The city council often focuses on honorary street names layered on top of the regular map. So when you walk through the city, you may look up and see that while you are on West 103rd Street, you are also on Humphrey Bogart Place. Or you might be on Broadway and West 65th Street (Leonard Bernstein Place), West 84th (Edgar Allan Poe Street), or East 43rd (David Ben-Gurion Place). Recently, the city council approved the Wu-Tang Clan District in Staten Island, Christopher Wallace Way (after the Notorious B.I.G.) in Brooklyn, and Ramones Way in Queens. The city council co-named 164 streets in 2018 alone.
But in 2007, when the city council rejected a proposal to rename a street for Sonny Carson, a militant black activist, demonstrators took to the streets. Carson had formed the Black Men’s Movement Against Crack, organized marches against police brutality, and pushed for community control of schools. But he also advocated violence and espoused unapologetically racist ideas. When a Haitian woman accused a Korean shop owner of assault, Carson organized a boycott of all Korean grocery stores, where protesters urged blacks not to give their money to “people who don’t look like us.” Asked if he was anti-Semitic, Carson responded that he was “antiwhite. Don’t limit my antis to just one group of people.” Mayor Bloomberg said, “there’s probably nobody whose name I can come up with who less should have a street named after him in this city than Sonny Carson.”
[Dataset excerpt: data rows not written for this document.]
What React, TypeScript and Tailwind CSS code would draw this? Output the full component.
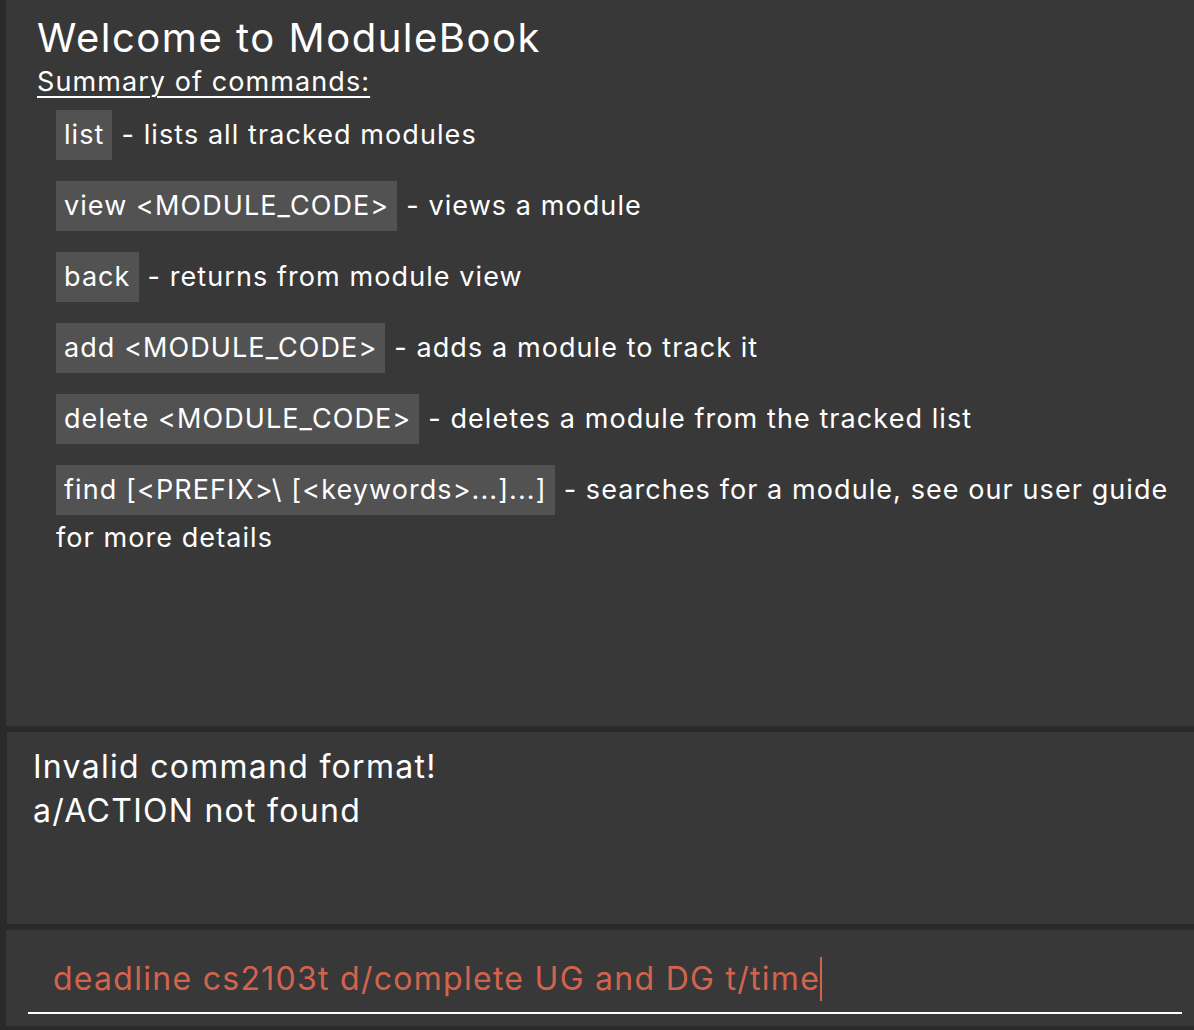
import React from "react";

const cmds: { code: string; desc: string }[] = [
  { code: "list", desc: "- lists all tracked modules" },
  { code: "view <MODULE_CODE>", desc: "- views a module" },
  { code: "back", desc: "- returns from module view" },
  { code: "add <MODULE_CODE>", desc: "- adds a module to track it" },
  { code: "delete <MODULE_CODE>", desc: "- deletes a module from the tracked list" },
];

export default function App() {
  return (
    <div
      className="flex flex-col w-[1194px] h-[1030px] bg-[#2a2a2a] pl-[6px] overflow-hidden text-white"
      style={{ fontFamily: "Inter, 'Noto Sans', sans-serif" }}
    >
      <div className="h-[726px] bg-[#383838] pl-[31px] pr-[10px] pt-[14px]">
        <div className="text-[40px] leading-[48px] tracking-[0.038em]">Welcome to ModuleBook</div>
        <div className="text-[27px] leading-[34px] tracking-[0.04em] underline underline-offset-[5px] decoration-[2px] mt-[3px]">
          Summary of commands:
        </div>
        <div className="pl-[19px] pt-[11px] flex flex-col gap-[21px] text-[27px] tracking-[0.04em]">
          {cmds.map((c) => (
            <div key={c.code} className="flex items-center h-[50px]">
              <span className="bg-[#525252] h-[50px] px-[8px] flex items-center">{c.code}</span>
              <span className="ml-[9px]">{c.desc}</span>
            </div>
          ))}
          <div className="leading-[42px]">
            <span className="bg-[#525252] inline-block h-[50px] leading-[50px] px-[8px] align-middle">
              find [&lt;PREFIX&gt;\ [&lt;keywords&gt;...]...]
            </span>
            <span className="ml-[9px] align-middle">- searches for a module, see our user guide for more details</span>
          </div>
        </div>
      </div>
      <div className="h-[6px]" />
      <div className="h-[192px] bg-[#383838] ml-[1px] pl-[26px] pt-[13px] text-[32px] leading-[44px] tracking-[0.04em]">
        <div>Invalid command format!</div>
        <div>a/ACTION not found</div>
      </div>
      <div className="h-[6px]" />
      <div className="h-[96px] bg-[#383838] pl-[22px] pr-[12px] pt-[20px]">
        <div className="border-b-[2px] border-white h-[64px] pl-[25px] pb-[4px] flex items-center">
          <span className="text-[32px] tracking-[0.04em] text-[#d2644e]">deadline cs2103t d/complete UG and DG t/time</span>
          <span className="inline-block w-[2px] h-[44px] bg-[#d2644e]" />
        </div>
      </div>
    </div>
  );
}
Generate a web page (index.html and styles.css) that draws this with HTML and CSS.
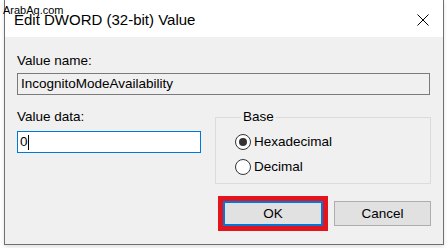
FILE: index.html
```html
<!DOCTYPE html>
<html>
<head>
<meta charset="utf-8">
<link rel="stylesheet" href="styles.css">
</head>
<body>
<div class="window">
  <div class="titlebar">
    <span class="title">Edit DWORD (32-bit) Value</span>
    <svg class="close" width="12" height="12" viewBox="0 0 12 12"><path d="M0.5 0.5 L11.5 11.5 M11.5 0.5 L0.5 11.5" stroke="#000" stroke-width="1" fill="none"/></svg>
  </div>
  <div class="content">
    <div class="label">Value name:</div>
    <div class="field name-field">IncognitoModeAvailability</div>
    <div class="row">
      <div class="data-col">
        <div class="label">Value data:</div>
        <div class="field data-field">0<span class="caret"></span></div>
      </div>
      <fieldset class="base">
        <legend>Base</legend>
        <div class="radio-row"><span class="radio checked"></span><span>Hexadecimal</span></div>
        <div class="radio-row"><span class="radio"></span><span>Decimal</span></div>
      </fieldset>
    </div>
    <div class="buttons">
      <div class="btn ok">OK</div>
      <div class="btn cancel">Cancel</div>
    </div>
  </div>
</div>
<div class="watermark">ArabAq.com</div>
</body>
</html>
```

FILE: styles.css
```css
html, body {
  margin: 0;
  padding: 0;
  background: #ffffff;
  font-family: "Liberation Sans", Arial, sans-serif;
  color: #000;
}
body {
  width: 447px;
  height: 248px;
  overflow: hidden;
  position: relative;
}
.window {
  margin-left: 4px;
  width: 438px;
  height: 244px;
  border: 1px solid #707070;
  border-top: none;
  background: #f0f0f0;
  box-shadow: 0 2px 4px rgba(0,0,0,0.12);
  display: flex;
  flex-direction: column;
}
.titlebar {
  height: 37px;
  background: #ffffff;
  display: flex;
  align-items: center;
  padding: 2px 14px 0 9px;
  box-sizing: border-box;
  justify-content: space-between;
}
.title {
  font-size: 15px;
}
.close {
  display: block;
}
.content {
  padding: 16px 12px 0 12px;
  font-size: 13.5px;
}
.label {
  line-height: 16px;
  height: 16px;
}
.field {
  box-sizing: border-box;
  height: 22px;
  border: 1px solid #7a7a7a;
  padding: 0 3px;
  line-height: 20px;
  display: flex;
  align-items: center;
}
.name-field {
  margin-top: 4px;
  width: 413px;
  background: #f0f0f0;
}
.row {
  margin-top: 14px;
  display: flex;
  justify-content: space-between;
  align-items: flex-start;
}
.data-col {
  width: 184px;
}
.data-field {
  margin-top: 6px;
  background: #ffffff;
  border-color: #0078d7;
  padding-left: 2px;
}
.caret {
  display: inline-block;
  width: 1px;
  height: 15px;
  background: #000;
  margin-left: 0px;
}
.base {
  margin: 0;
  width: 216px;
  box-sizing: border-box;
  height: 75px;
  border: 1px solid #dcdcdc;
  padding: 4px 0 0 19px;
  min-width: 0;
}
.base legend {
  margin-left: 6px;
  padding: 0 2px;
  line-height: 16px;
}
.radio-row {
  display: flex;
  align-items: center;
  height: 25px;
  gap: 3px;
}
.radio {
  width: 16px;
  height: 16px;
  box-sizing: border-box;
  border: 1px solid #333333;
  border-radius: 50%;
  background: #ffffff;
  display: flex;
  align-items: center;
  justify-content: center;
}
.radio.checked::after {
  content: "";
  width: 8px;
  height: 8px;
  border-radius: 50%;
  background: #333333;
}
.buttons {
  margin-top: 17px;
  display: flex;
  justify-content: flex-end;
  gap: 11px;
}
.btn {
  box-sizing: border-box;
  height: 25px;
  background: #e1e1e1;
  border: 1px solid #adadad;
  display: flex;
  align-items: center;
  justify-content: center;
}
.ok {
  width: 100px;
  border: 2px solid #0078d7;
  outline: 5px solid #e3141e;
}
.cancel {
  width: 97px;
}
.watermark {
  position: absolute;
  left: 3px;
  top: 4px;
  font-size: 11px;
  color: #000;
}
```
But supporters of the naming proposal argued that Sonny Carson vigorously organized his Brooklyn community long before anyone cared about Brooklyn. Councilman Charles Barron, a former Black Panther, said that Carson, a Korean War veteran, closed more crack houses than the New York Police Department. Don’t judge his life on his most provocative statements, his supporters asked. Still, Carson was controversial in the African American community as well. When black councilman Leroy Comrie abstained from the street name vote, Barron’s aide Viola Plummer suggested that his political career was over, even if it took an “assassination.” Comrie was assigned police protection. (Plummer insists she meant a career assassination rather than a literal one.)
When the council finally refused the Carson-naming proposal (while accepting designations for Law & Order actor Jerry Orbach and choreographer Alvin Ailey), a few hundred Brooklyn residents flooded into Bedford-Stuyvesant and put up their own Sonny Abubadika Carson Avenue sign on Gates Avenue. Councilman Barron pointed out that New York had long honored flawed men, including Thomas Jefferson, a slave-owning “pedophile.” “We might go street-name-changing crazy around here to get rid of the names of these slave owners,” he called out to the angry crowd.
“Why are leaders of the community spending time worrying about the naming of a street?” Theodore Miraldi of the Bronx wrote to the New York Post. Excellent question, Mr. Miraldi. Why do we care this much about any street name at all?
I’ll get to that. But first, another story.
* * *
I did not, at first, plan to write an entire book about street addresses. Instead, I set out to write a letter. I was living in the west of Ireland, and I had sent a birthday card to my father in North Carolina. I pressed a stamp on the envelope, and just four days later the card appeared in my parents’ mailbox. I thought, not particularly originally, that this should have been much more expensive than it was. And how did Ireland and the United States share the proceeds? Is there some accountant in a windowless back room of the post office, dividing each penny between the two countries?
Answering that question led me to the Universal Postal Union. Founded in 1874, the Universal Postal Union, based in Bern, Switzerland, is the world’s second-oldest international organization. The UPU coordinates the worldwide postal system. I was soon lost in its website, which is surprisingly engrossing, explaining debates about e-banking and postal policing of illegal narcotics, mixed with lighter posts on World Post Day and international letter-writing competitions.
After I answered my own question—the UPU has a complex system for deciding the fees countries charge each other for handling international mail—I came across an initiative called Addressing the World, An Address for Everyone. Here, I learned for the first time that billions of people don’t have reliable addresses. Addresses, the UPU argues, are one of the cheapest ways to lift people out of poverty, facilitating access to credit, voting rights, and worldwide markets. But this is not just a problem in the developing world. Soon, I learned that parts of the rural United States don’t have street addresses either. On my next visit home, I borrowed my dad’s car, and drove to West Virginia to see for myself.
* * *
The first problem I had was finding Alan Johnston. Johnston was a friend of a friend who had petitioned the county government for a street address. The street he lives on had never had a name, and he had never had a house number. Like most residents of McDowell County, he had to pick up his mail at the post office. When he first tried to order a computer, the woman from Gateway asked him for his address. “You have to live on a street,” she told him. “You have to be somewhere.” She called the power company and put a representative on a three-way call to confirm Johnston’s location. Sometimes deliverymen found him, but sometimes they didn’t. He often had to drive to Welch (pop. 1,715), about four miles away, to meet a new UPS driver.